GOAL:
The data must be returned in full and exactly as given.

MATERIAL:

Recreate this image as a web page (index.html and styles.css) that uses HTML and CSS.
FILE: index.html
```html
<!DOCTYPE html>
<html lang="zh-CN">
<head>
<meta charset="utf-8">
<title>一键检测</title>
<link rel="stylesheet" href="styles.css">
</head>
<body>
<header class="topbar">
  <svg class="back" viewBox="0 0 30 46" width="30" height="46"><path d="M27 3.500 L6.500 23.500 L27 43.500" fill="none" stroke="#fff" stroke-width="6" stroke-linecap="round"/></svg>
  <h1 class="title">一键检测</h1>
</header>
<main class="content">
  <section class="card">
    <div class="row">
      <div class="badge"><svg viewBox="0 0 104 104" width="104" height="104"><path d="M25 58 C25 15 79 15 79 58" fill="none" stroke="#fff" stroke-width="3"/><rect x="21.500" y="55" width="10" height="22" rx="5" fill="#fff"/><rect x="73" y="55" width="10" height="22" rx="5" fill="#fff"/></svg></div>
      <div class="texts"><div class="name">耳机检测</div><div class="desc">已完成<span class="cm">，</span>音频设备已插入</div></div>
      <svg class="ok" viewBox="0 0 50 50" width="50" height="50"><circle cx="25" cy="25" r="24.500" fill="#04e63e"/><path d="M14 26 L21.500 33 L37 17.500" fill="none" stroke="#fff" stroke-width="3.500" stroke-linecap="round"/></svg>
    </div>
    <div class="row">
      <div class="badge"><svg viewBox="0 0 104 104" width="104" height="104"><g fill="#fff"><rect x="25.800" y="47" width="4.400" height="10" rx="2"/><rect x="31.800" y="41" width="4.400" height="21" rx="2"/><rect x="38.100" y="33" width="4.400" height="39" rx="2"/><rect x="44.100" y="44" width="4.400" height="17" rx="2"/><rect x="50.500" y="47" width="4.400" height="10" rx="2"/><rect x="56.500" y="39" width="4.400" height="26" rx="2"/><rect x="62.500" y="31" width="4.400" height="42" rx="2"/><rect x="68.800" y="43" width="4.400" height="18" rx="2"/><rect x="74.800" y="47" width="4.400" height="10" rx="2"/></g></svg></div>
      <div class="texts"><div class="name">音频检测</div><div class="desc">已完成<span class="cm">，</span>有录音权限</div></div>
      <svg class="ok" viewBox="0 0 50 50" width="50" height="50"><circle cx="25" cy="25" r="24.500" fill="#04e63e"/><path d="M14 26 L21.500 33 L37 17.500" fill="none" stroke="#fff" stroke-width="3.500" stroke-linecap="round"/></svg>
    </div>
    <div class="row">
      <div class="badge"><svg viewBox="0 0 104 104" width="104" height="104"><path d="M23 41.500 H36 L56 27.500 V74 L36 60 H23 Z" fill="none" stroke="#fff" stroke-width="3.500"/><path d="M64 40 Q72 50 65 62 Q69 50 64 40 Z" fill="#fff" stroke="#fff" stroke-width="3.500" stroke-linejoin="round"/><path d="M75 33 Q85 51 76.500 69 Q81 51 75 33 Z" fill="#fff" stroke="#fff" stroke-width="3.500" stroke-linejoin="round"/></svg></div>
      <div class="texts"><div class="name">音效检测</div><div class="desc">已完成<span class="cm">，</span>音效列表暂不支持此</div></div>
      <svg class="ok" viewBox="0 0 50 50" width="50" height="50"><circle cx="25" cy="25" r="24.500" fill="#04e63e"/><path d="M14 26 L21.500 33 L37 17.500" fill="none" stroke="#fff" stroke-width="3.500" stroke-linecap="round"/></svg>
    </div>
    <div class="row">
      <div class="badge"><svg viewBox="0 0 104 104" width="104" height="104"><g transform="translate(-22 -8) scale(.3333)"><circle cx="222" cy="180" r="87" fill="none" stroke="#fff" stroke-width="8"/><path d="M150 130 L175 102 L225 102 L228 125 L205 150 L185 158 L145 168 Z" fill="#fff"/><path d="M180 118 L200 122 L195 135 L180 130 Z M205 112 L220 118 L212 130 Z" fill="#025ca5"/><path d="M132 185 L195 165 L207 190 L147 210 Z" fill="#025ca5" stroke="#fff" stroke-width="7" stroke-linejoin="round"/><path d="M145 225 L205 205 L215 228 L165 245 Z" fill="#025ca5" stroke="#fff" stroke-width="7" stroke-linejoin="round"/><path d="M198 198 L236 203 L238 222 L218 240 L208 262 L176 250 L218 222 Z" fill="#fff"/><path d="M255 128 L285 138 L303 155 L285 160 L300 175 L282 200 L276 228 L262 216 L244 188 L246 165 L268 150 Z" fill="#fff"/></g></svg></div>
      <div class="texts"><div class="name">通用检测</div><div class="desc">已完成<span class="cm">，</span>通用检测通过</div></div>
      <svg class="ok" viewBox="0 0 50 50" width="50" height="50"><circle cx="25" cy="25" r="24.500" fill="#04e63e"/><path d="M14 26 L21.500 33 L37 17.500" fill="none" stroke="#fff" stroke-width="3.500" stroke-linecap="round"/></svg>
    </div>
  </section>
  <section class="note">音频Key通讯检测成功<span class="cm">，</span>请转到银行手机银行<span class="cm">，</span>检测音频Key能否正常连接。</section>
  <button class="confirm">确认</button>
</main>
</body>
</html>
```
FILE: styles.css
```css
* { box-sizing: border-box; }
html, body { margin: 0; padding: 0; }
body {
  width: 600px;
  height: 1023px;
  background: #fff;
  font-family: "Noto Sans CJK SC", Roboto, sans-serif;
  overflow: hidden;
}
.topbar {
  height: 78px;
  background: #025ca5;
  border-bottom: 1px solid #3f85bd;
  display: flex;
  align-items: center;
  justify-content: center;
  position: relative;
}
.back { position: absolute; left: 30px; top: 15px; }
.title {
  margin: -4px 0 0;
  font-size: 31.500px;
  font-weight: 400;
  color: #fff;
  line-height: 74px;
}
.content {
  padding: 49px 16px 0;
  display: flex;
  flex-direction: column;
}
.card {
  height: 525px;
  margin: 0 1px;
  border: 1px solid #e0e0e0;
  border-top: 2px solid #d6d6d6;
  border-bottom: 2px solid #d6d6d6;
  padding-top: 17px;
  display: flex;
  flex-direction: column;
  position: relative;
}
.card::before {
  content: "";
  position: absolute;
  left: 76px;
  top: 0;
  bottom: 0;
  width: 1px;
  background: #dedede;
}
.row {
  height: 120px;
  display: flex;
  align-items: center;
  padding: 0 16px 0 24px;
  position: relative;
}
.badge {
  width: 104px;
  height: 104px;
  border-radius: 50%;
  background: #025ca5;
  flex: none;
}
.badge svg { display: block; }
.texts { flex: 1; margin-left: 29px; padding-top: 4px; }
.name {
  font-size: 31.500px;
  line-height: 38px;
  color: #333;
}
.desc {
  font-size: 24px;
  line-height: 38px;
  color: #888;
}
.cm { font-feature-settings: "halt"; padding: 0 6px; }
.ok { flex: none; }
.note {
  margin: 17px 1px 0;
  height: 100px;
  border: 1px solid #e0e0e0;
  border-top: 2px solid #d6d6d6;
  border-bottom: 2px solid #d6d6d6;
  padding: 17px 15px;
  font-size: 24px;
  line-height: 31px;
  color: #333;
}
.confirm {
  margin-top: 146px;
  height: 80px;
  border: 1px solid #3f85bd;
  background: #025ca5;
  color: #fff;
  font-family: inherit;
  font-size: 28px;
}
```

THE COMPLETED TASK:
Recreate this image as a web page (index.html and styles.css) that uses HTML and CSS.
FILE: index.html
```html
<!DOCTYPE html>
<html lang="zh-CN">
<head>
<meta charset="utf-8">
<title>一键检测</title>
<link rel="stylesheet" href="styles.css">
</head>
<body>
<header class="topbar">
  <svg class="back" viewBox="0 0 30 46" width="30" height="46"><path d="M27 3.500 L6.500 23.500 L27 43.500" fill="none" stroke="#fff" stroke-width="6" stroke-linecap="round"/></svg>
  <h1 class="title">一键检测</h1>
</header>
<main class="content">
  <section class="card">
    <div class="row">
      <div class="badge"><svg viewBox="0 0 104 104" width="104" height="104"><path d="M25 58 C25 15 79 15 79 58" fill="none" stroke="#fff" stroke-width="3"/><rect x="21.500" y="55" width="10" height="22" rx="5" fill="#fff"/><rect x="73" y="55" width="10" height="22" rx="5" fill="#fff"/></svg></div>
      <div class="texts"><div class="name">耳机检测</div><div class="desc">已完成<span class="cm">，</span>音频设备已插入</div></div>
      <svg class="ok" viewBox="0 0 50 50" width="50" height="50"><circle cx="25" cy="25" r="24.500" fill="#04e63e"/><path d="M14 26 L21.500 33 L37 17.500" fill="none" stroke="#fff" stroke-width="3.500" stroke-linecap="round"/></svg>
    </div>
    <div class="row">
      <div class="badge"><svg viewBox="0 0 104 104" width="104" height="104"><g fill="#fff"><rect x="25.800" y="47" width="4.400" height="10" rx="2"/><rect x="31.800" y="41" width="4.400" height="21" rx="2"/><rect x="38.100" y="33" width="4.400" height="39" rx="2"/><rect x="44.100" y="44" width="4.400" height="17" rx="2"/><rect x="50.500" y="47" width="4.400" height="10" rx="2"/><rect x="56.500" y="39" width="4.400" height="26" rx="2"/><rect x="62.500" y="31" width="4.400" height="42" rx="2"/><rect x="68.800" y="43" width="4.400" height="18" rx="2"/><rect x="74.800" y="47" width="4.400" height="10" rx="2"/></g></svg></div>
      <div class="texts"><div class="name">音频检测</div><div class="desc">已完成<span class="cm">，</span>有录音权限</div></div>
      <svg class="ok" viewBox="0 0 50 50" width="50" height="50"><circle cx="25" cy="25" r="24.500" fill="#04e63e"/><path d="M14 26 L21.500 33 L37 17.500" fill="none" stroke="#fff" stroke-width="3.500" stroke-linecap="round"/></svg>
    </div>
    <div class="row">
      <div class="badge"><svg viewBox="0 0 104 104" width="104" height="104"><path d="M23 41.500 H36 L56 27.500 V74 L36 60 H23 Z" fill="none" stroke="#fff" stroke-width="3.500"/><path d="M64 40 Q72 50 65 62 Q69 50 64 40 Z" fill="#fff" stroke="#fff" stroke-width="3.500" stroke-linejoin="round"/><path d="M75 33 Q85 51 76.500 69 Q81 51 75 33 Z" fill="#fff" stroke="#fff" stroke-width="3.500" stroke-linejoin="round"/></svg></div>
      <div class="texts"><div class="name">音效检测</div><div class="desc">已完成<span class="cm">，</span>音效列表暂不支持此</div></div>
      <svg class="ok" viewBox="0 0 50 50" width="50" height="50"><circle cx="25" cy="25" r="24.500" fill="#04e63e"/><path d="M14 26 L21.500 33 L37 17.500" fill="none" stroke="#fff" stroke-width="3.500" stroke-linecap="round"/></svg>
    </div>
    <div class="row">
      <div class="badge"><svg viewBox="0 0 104 104" width="104" height="104"><g transform="translate(-22 -8) scale(.3333)"><circle cx="222" cy="180" r="87" fill="none" stroke="#fff" stroke-width="8"/><path d="M150 130 L175 102 L225 102 L228 125 L205 150 L185 158 L145 168 Z" fill="#fff"/><path d="M180 118 L200 122 L195 135 L180 130 Z M205 112 L220 118 L212 130 Z" fill="#025ca5"/><path d="M132 185 L195 165 L207 190 L147 210 Z" fill="#025ca5" stroke="#fff" stroke-width="7" stroke-linejoin="round"/><path d="M145 225 L205 205 L215 228 L165 245 Z" fill="#025ca5" stroke="#fff" stroke-width="7" stroke-linejoin="round"/><path d="M198 198 L236 203 L238 222 L218 240 L208 262 L176 250 L218 222 Z" fill="#fff"/><path d="M255 128 L285 138 L303 155 L285 160 L300 175 L282 200 L276 228 L262 216 L244 188 L246 165 L268 150 Z" fill="#fff"/></g></svg></div>
      <div class="texts"><div class="name">通用检测</div><div class="desc">已完成<span class="cm">，</span>通用检测通过</div></div>
      <svg class="ok" viewBox="0 0 50 50" width="50" height="50"><circle cx="25" cy="25" r="24.500" fill="#04e63e"/><path d="M14 26 L21.500 33 L37 17.500" fill="none" stroke="#fff" stroke-width="3.500" stroke-linecap="round"/></svg>
    </div>
  </section>
  <section class="note">音频Key通讯检测成功<span class="cm">，</span>请转到银行手机银行<span class="cm">，</span>检测音频Key能否正常连接。</section>
  <button class="confirm">确认</button>
</main>
</body>
</html>
```
FILE: styles.css
```css
* { box-sizing: border-box; }
html, body { margin: 0; padding: 0; }
body {
  width: 600px;
  height: 1023px;
  background: #fff;
  font-family: "Noto Sans CJK SC", Roboto, sans-serif;
  overflow: hidden;
}
.topbar {
  height: 78px;
  background: #025ca5;
  border-bottom: 1px solid #3f85bd;
  display: flex;
  align-items: center;
  justify-content: center;
  position: relative;
}
.back { position: absolute; left: 30px; top: 15px; }
.title {
  margin: -4px 0 0;
  font-size: 31.500px;
  font-weight: 400;
  color: #fff;
  line-height: 74px;
}
.content {
  padding: 49px 16px 0;
  display: flex;
  flex-direction: column;
}
.card {
  height: 525px;
  margin: 0 1px;
  border: 1px solid #e0e0e0;
  border-top: 2px solid #d6d6d6;
  border-bottom: 2px solid #d6d6d6;
  padding-top: 17px;
  display: flex;
  flex-direction: column;
  position: relative;
}
.card::before {
  content: "";
  position: absolute;
  left: 76px;
  top: 0;
  bottom: 0;
  width: 1px;
  background: #dedede;
}
.row {
  height: 120px;
  display: flex;
  align-items: center;
  padding: 0 16px 0 24px;
  position: relative;
}
.badge {
  width: 104px;
  height: 104px;
  border-radius: 50%;
  background: #025ca5;
  flex: none;
}
.badge svg { display: block; }
.texts { flex: 1; margin-left: 29px; padding-top: 4px; }
.name {
  font-size: 31.500px;
  line-height: 38px;
  color: #333;
}
.desc {
  font-size: 24px;
  line-height: 38px;
  color: #888;
}
.cm { font-feature-settings: "halt"; padding: 0 6px; }
.ok { flex: none; }
.note {
  margin: 17px 1px 0;
  height: 100px;
  border: 1px solid #e0e0e0;
  border-top: 2px solid #d6d6d6;
  border-bottom: 2px solid #d6d6d6;
  padding: 17px 15px;
  font-size: 24px;
  line-height: 31px;
  color: #333;
}
.confirm {
  margin-top: 146px;
  height: 80px;
  border: 1px solid #3f85bd;
  background: #025ca5;
  color: #fff;
  font-family: inherit;
  font-size: 28px;
}
```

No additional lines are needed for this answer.